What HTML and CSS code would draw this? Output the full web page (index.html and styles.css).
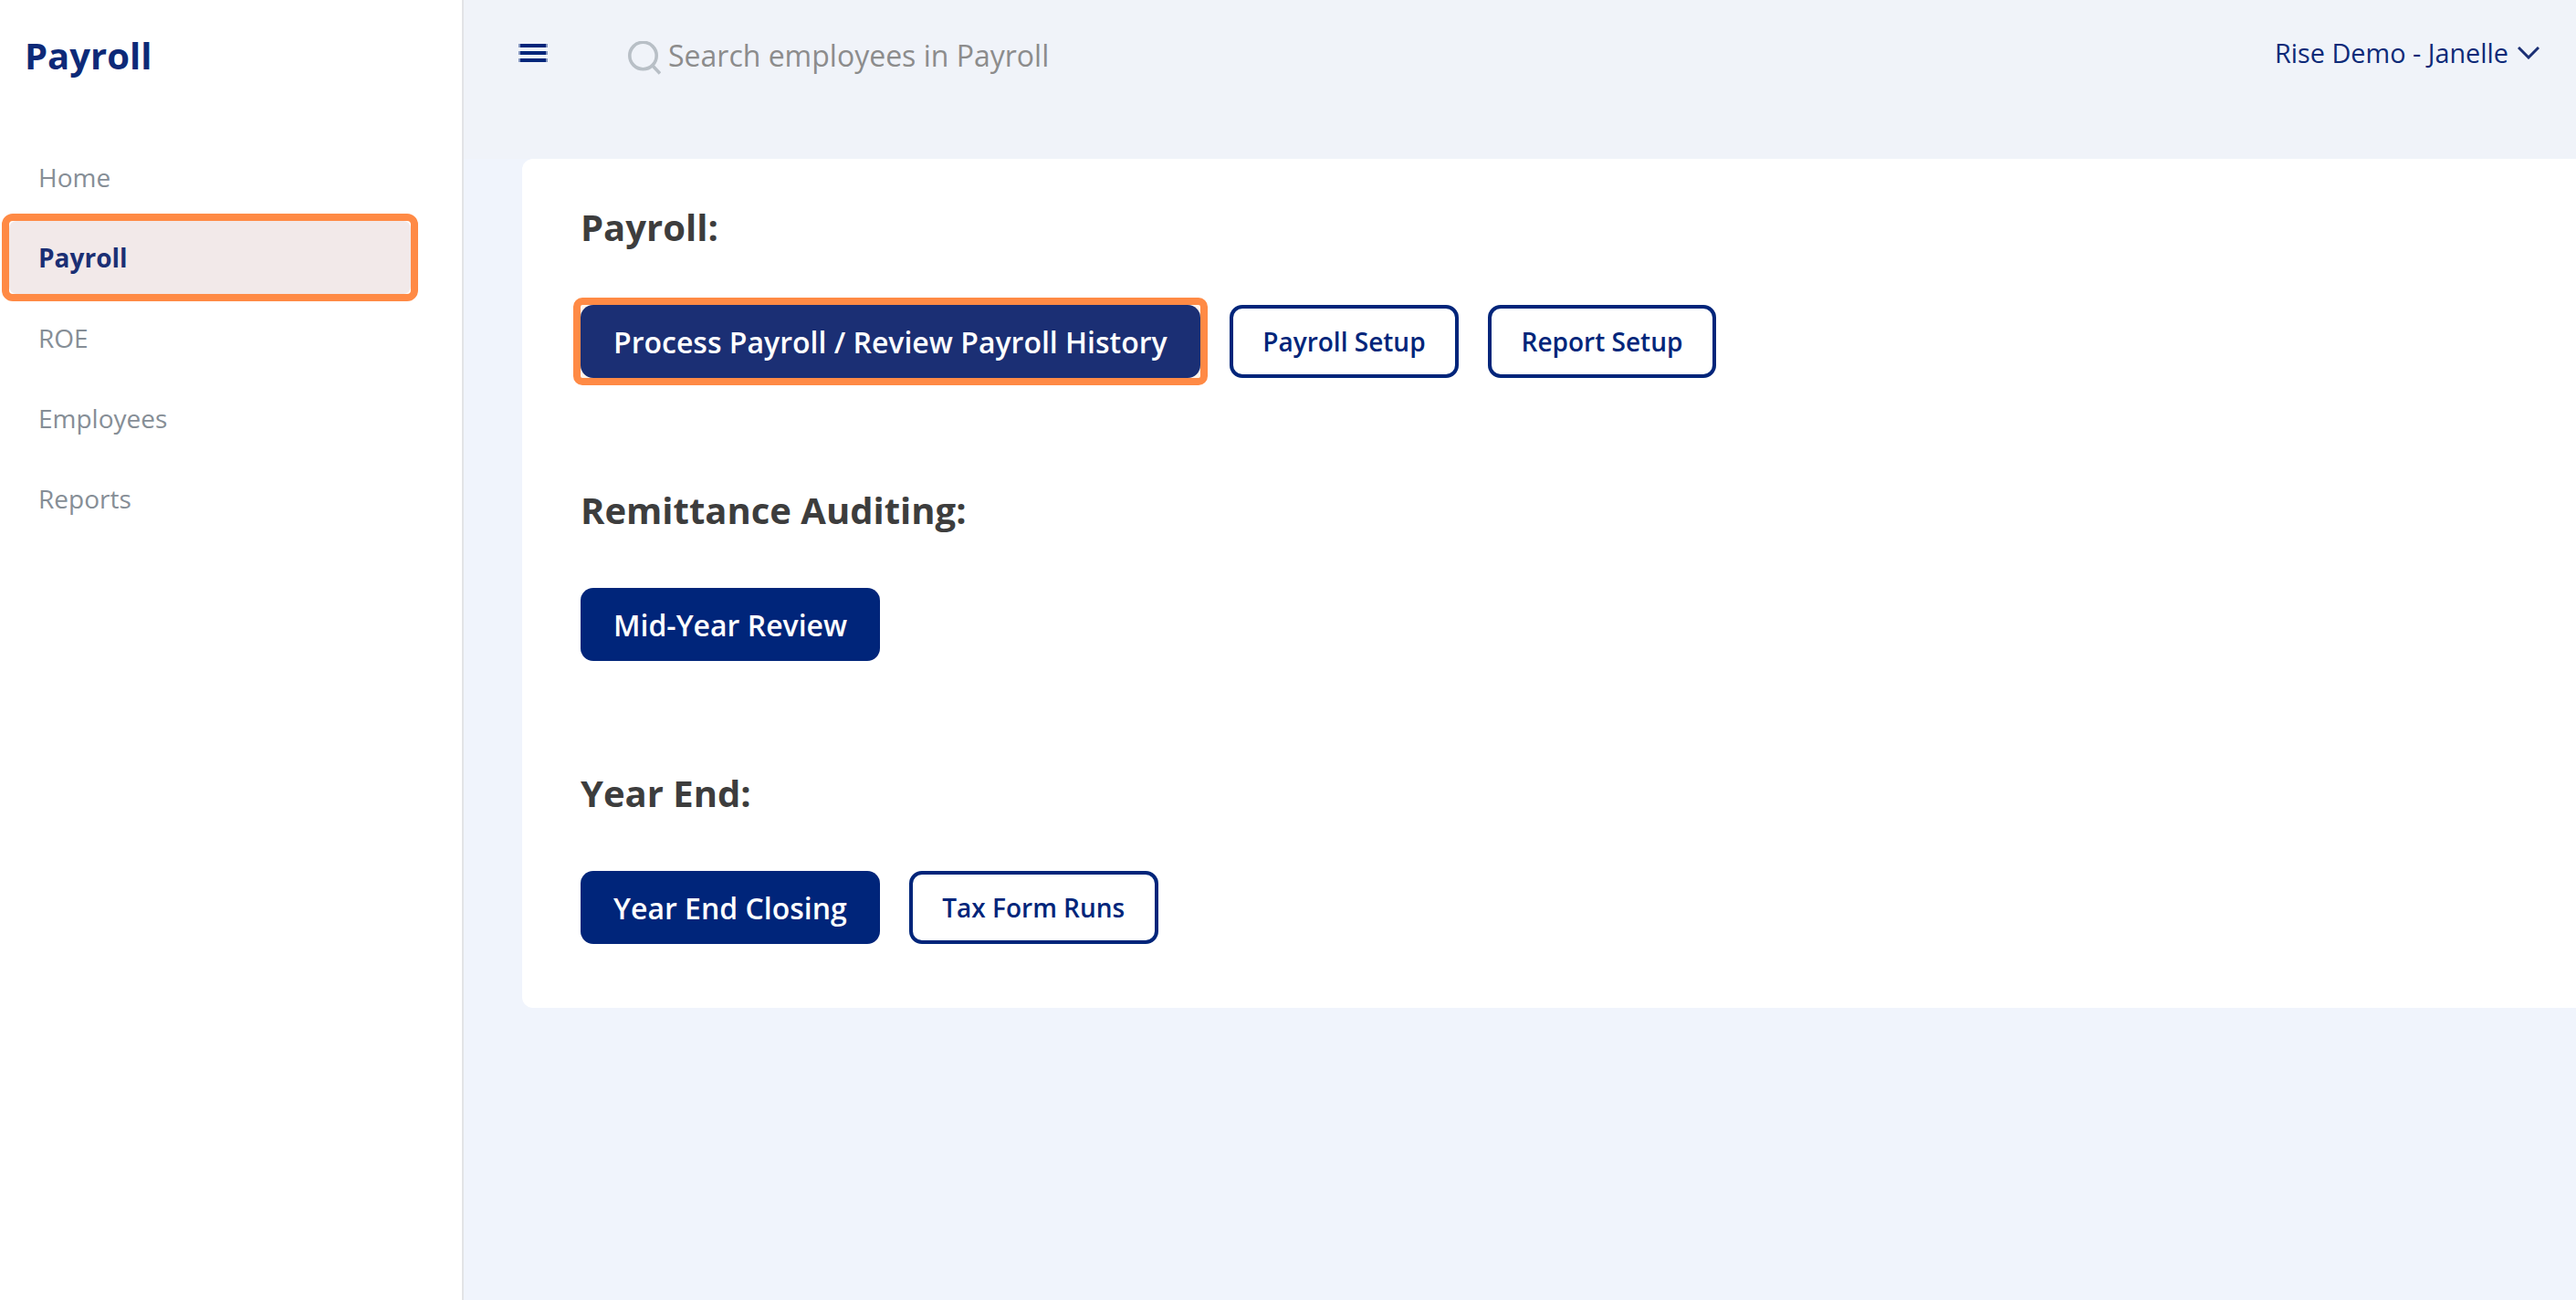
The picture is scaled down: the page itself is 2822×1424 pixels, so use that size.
FILE: index.html
```html
<!DOCTYPE html>
<html lang="en">
<head>
<meta charset="utf-8">
<title>Payroll</title>
<link rel="stylesheet" href="styles.css">
</head>
<body>
<aside class="sidebar">
  <div class="brand">Payroll</div>
  <nav class="nav">
    <a class="nav-item">Home</a>
    <a class="nav-item nav-item-active">Payroll</a>
    <a class="nav-item">ROE</a>
    <a class="nav-item">Employees</a>
    <a class="nav-item">Reports</a>
  </nav>
</aside>
<div class="main">
  <header class="topbar">
    <svg class="menu-icon" viewBox="0 0 32 20" aria-hidden="true"><path class="menu-icon-edge" d="M0 0h32v4H0zM0 8h32v4H0zM0 16h32v4H0z"/><path d="M2 0h28v4H2zM2 8h28v4H2zM2 16h28v4H2z"/></svg>
    <div class="search">
      <svg class="search-icon" viewBox="0 0 36 38" aria-hidden="true"><circle cx="16.500" cy="16" r="14.700"/><path d="M27 27L35 35.500"/></svg>
      <span class="search-text">Search employees in Payroll</span>
    </div>
    <div class="user">
      <span>Rise Demo - Janelle</span>
      <svg class="chevron" viewBox="0 0 24 14" aria-hidden="true"><path d="M1 1l11 11L23 1"/></svg>
    </div>
  </header>
  <section class="card">
    <div class="group">
      <h2 class="group-title">Payroll:</h2>
      <div class="actions">
        <span class="mark"><button class="btn btn-primary btn-marked">Process Payroll / Review Payroll History</button></span>
        <button class="btn btn-outline">Payroll Setup</button>
        <button class="btn btn-outline">Report Setup</button>
      </div>
    </div>
    <div class="group">
      <h2 class="group-title">Remittance Auditing:</h2>
      <div class="actions">
        <button class="btn btn-primary">Mid-Year Review</button>
      </div>
    </div>
    <div class="group">
      <h2 class="group-title">Year End:</h2>
      <div class="actions">
        <button class="btn btn-primary">Year End Closing</button>
        <button class="btn btn-outline">Tax Form Runs</button>
      </div>
    </div>
  </section>
</div>
</body>
</html>
```
FILE: styles.css
```css
* { box-sizing: border-box; }
html, body { height: 100%; }
body {
  margin: 0;
  display: flex;
  overflow: hidden;
  background: #f0f4fc;
  font-family: "Open Sans", "Noto Sans", sans-serif;
}
.sidebar {
  flex: 0 0 508px;
  background: #fff;
  border-right: 2px solid #e2e3e6;
}
.brand {
  height: 154px;
  padding: 35px 0 0 27px;
  font-size: 40px;
  line-height: 52px;
  font-weight: 700;
  color: #0d2a78;
}
.nav { display: flex; flex-direction: column; gap: 8px; }
.nav-item {
  height: 80px;
  display: flex;
  align-items: center;
  margin: 0 56px 0 10px;
  padding-left: 32px;
  font-size: 28px;
  color: #868e96;
}
.nav-item-active {
  position: relative;
  background: #f2e9e9;
  border-radius: 8px;
  color: #1b2f74;
  font-weight: 700;
}
.nav-item-active::after {
  content: "";
  position: absolute;
  inset: -8px;
  border: 8px solid #ff8a45;
  border-radius: 12px;
}
.main { flex: 1; min-width: 0; }
.topbar {
  height: 174px;
  display: flex;
  align-items: flex-start;
  padding: 48px 40px 0 60px;
  background: #f0f3f9;
}
.menu-icon { width: 32px; height: 20px; fill: #00257a; flex: none; }
.menu-icon-edge { opacity: 0.45; }
.search {
  margin-left: 88px;
  margin-top: -6px;
  display: flex;
  align-items: center;
  gap: 8px;
}
.search-icon { width: 36px; height: 38px; fill: none; stroke: #b8bfc6; stroke-width: 3.600; flex: none; }
.search-text { font-size: 32px; line-height: 44px; color: #8c8c8c; position: relative; top: -3px; }
.user {
  margin-left: auto;
  margin-top: -8px;
  display: flex;
  align-items: center;
  gap: 10px;
  font-size: 28.800px;
  line-height: 36px;
  font-weight: 500;
  color: #0d2a78;
}
.chevron { width: 24px; height: 14px; fill: none; stroke: #1b2f74; stroke-width: 3; flex: none; }
.card {
  margin-left: 64px;
  padding: 50px 64px 70px;
  background: #fff;
  border-radius: 12px 0 0 12px;
  display: flex;
  flex-direction: column;
  gap: 120px;
}
.group-title {
  margin: 0 0 60px;
  font-size: 40px;
  line-height: 50px;
  font-weight: 700;
  color: #3d3d3d;
}
.actions { display: flex; align-items: center; gap: 32px; }
.btn {
  height: 80px;
  border-radius: 14px;
  font-family: inherit;
  cursor: pointer;
}
.btn-primary {
  padding: 0 36px;
  border: 0;
  background: #00257a;
  color: #fff;
  font-size: 32px;
  font-weight: 600;
}
.btn-outline {
  padding: 0 32.500px;
  border: 4px solid #00257a;
  background: #fff;
  color: #00257a;
  font-size: 28px;
  font-weight: 600;
}
.mark {
  display: block;
  margin: -8px;
  border: 8px solid #ff8a45;
  border-radius: 10px;
  background: #fff4ec;
}
.btn-marked { display: block; background: #1b2f74; }
```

**********

### REQUIRED TASK
Repeat the lines above exactly, and keep every picture out.

### THE REPLY
What HTML and CSS code would draw this? Output the full web page (index.html and styles.css).
The picture is scaled down: the page itself is 2822×1424 pixels, so use that size.
FILE: index.html
```html
<!DOCTYPE html>
<html lang="en">
<head>
<meta charset="utf-8">
<title>Payroll</title>
<link rel="stylesheet" href="styles.css">
</head>
<body>
<aside class="sidebar">
  <div class="brand">Payroll</div>
  <nav class="nav">
    <a class="nav-item">Home</a>
    <a class="nav-item nav-item-active">Payroll</a>
    <a class="nav-item">ROE</a>
    <a class="nav-item">Employees</a>
    <a class="nav-item">Reports</a>
  </nav>
</aside>
<div class="main">
  <header class="topbar">
    <svg class="menu-icon" viewBox="0 0 32 20" aria-hidden="true"><path class="menu-icon-edge" d="M0 0h32v4H0zM0 8h32v4H0zM0 16h32v4H0z"/><path d="M2 0h28v4H2zM2 8h28v4H2zM2 16h28v4H2z"/></svg>
    <div class="search">
      <svg class="search-icon" viewBox="0 0 36 38" aria-hidden="true"><circle cx="16.500" cy="16" r="14.700"/><path d="M27 27L35 35.500"/></svg>
      <span class="search-text">Search employees in Payroll</span>
    </div>
    <div class="user">
      <span>Rise Demo - Janelle</span>
      <svg class="chevron" viewBox="0 0 24 14" aria-hidden="true"><path d="M1 1l11 11L23 1"/></svg>
    </div>
  </header>
  <section class="card">
    <div class="group">
      <h2 class="group-title">Payroll:</h2>
      <div class="actions">
        <span class="mark"><button class="btn btn-primary btn-marked">Process Payroll / Review Payroll History</button></span>
        <button class="btn btn-outline">Payroll Setup</button>
        <button class="btn btn-outline">Report Setup</button>
      </div>
    </div>
    <div class="group">
      <h2 class="group-title">Remittance Auditing:</h2>
      <div class="actions">
        <button class="btn btn-primary">Mid-Year Review</button>
      </div>
    </div>
    <div class="group">
      <h2 class="group-title">Year End:</h2>
      <div class="actions">
        <button class="btn btn-primary">Year End Closing</button>
        <button class="btn btn-outline">Tax Form Runs</button>
      </div>
    </div>
  </section>
</div>
</body>
</html>
```
FILE: styles.css
```css
* { box-sizing: border-box; }
html, body { height: 100%; }
body {
  margin: 0;
  display: flex;
  overflow: hidden;
  background: #f0f4fc;
  font-family: "Open Sans", "Noto Sans", sans-serif;
}
.sidebar {
  flex: 0 0 508px;
  background: #fff;
  border-right: 2px solid #e2e3e6;
}
.brand {
  height: 154px;
  padding: 35px 0 0 27px;
  font-size: 40px;
  line-height: 52px;
  font-weight: 700;
  color: #0d2a78;
}
.nav { display: flex; flex-direction: column; gap: 8px; }
.nav-item {
  height: 80px;
  display: flex;
  align-items: center;
  margin: 0 56px 0 10px;
  padding-left: 32px;
  font-size: 28px;
  color: #868e96;
}
.nav-item-active {
  position: relative;
  background: #f2e9e9;
  border-radius: 8px;
  color: #1b2f74;
  font-weight: 700;
}
.nav-item-active::after {
  content: "";
  position: absolute;
  inset: -8px;
  border: 8px solid #ff8a45;
  border-radius: 12px;
}
.main { flex: 1; min-width: 0; }
.topbar {
  height: 174px;
  display: flex;
  align-items: flex-start;
  padding: 48px 40px 0 60px;
  background: #f0f3f9;
}
.menu-icon { width: 32px; height: 20px; fill: #00257a; flex: none; }
.menu-icon-edge { opacity: 0.45; }
.search {
  margin-left: 88px;
  margin-top: -6px;
  display: flex;
  align-items: center;
  gap: 8px;
}
.search-icon { width: 36px; height: 38px; fill: none; stroke: #b8bfc6; stroke-width: 3.600; flex: none; }
.search-text { font-size: 32px; line-height: 44px; color: #8c8c8c; position: relative; top: -3px; }
.user {
  margin-left: auto;
  margin-top: -8px;
  display: flex;
  align-items: center;
  gap: 10px;
  font-size: 28.800px;
  line-height: 36px;
  font-weight: 500;
  color: #0d2a78;
}
.chevron { width: 24px; height: 14px; fill: none; stroke: #1b2f74; stroke-width: 3; flex: none; }
.card {
  margin-left: 64px;
  padding: 50px 64px 70px;
  background: #fff;
  border-radius: 12px 0 0 12px;
  display: flex;
  flex-direction: column;
  gap: 120px;
}
.group-title {
  margin: 0 0 60px;
  font-size: 40px;
  line-height: 50px;
  font-weight: 700;
  color: #3d3d3d;
}
.actions { display: flex; align-items: center; gap: 32px; }
.btn {
  height: 80px;
  border-radius: 14px;
  font-family: inherit;
  cursor: pointer;
}
.btn-primary {
  padding: 0 36px;
  border: 0;
  background: #00257a;
  color: #fff;
  font-size: 32px;
  font-weight: 600;
}
.btn-outline {
  padding: 0 32.500px;
  border: 4px solid #00257a;
  background: #fff;
  color: #00257a;
  font-size: 28px;
  font-weight: 600;
}
.mark {
  display: block;
  margin: -8px;
  border: 8px solid #ff8a45;
  border-radius: 10px;
  background: #fff4ec;
}
.btn-marked { display: block; background: #1b2f74; }
```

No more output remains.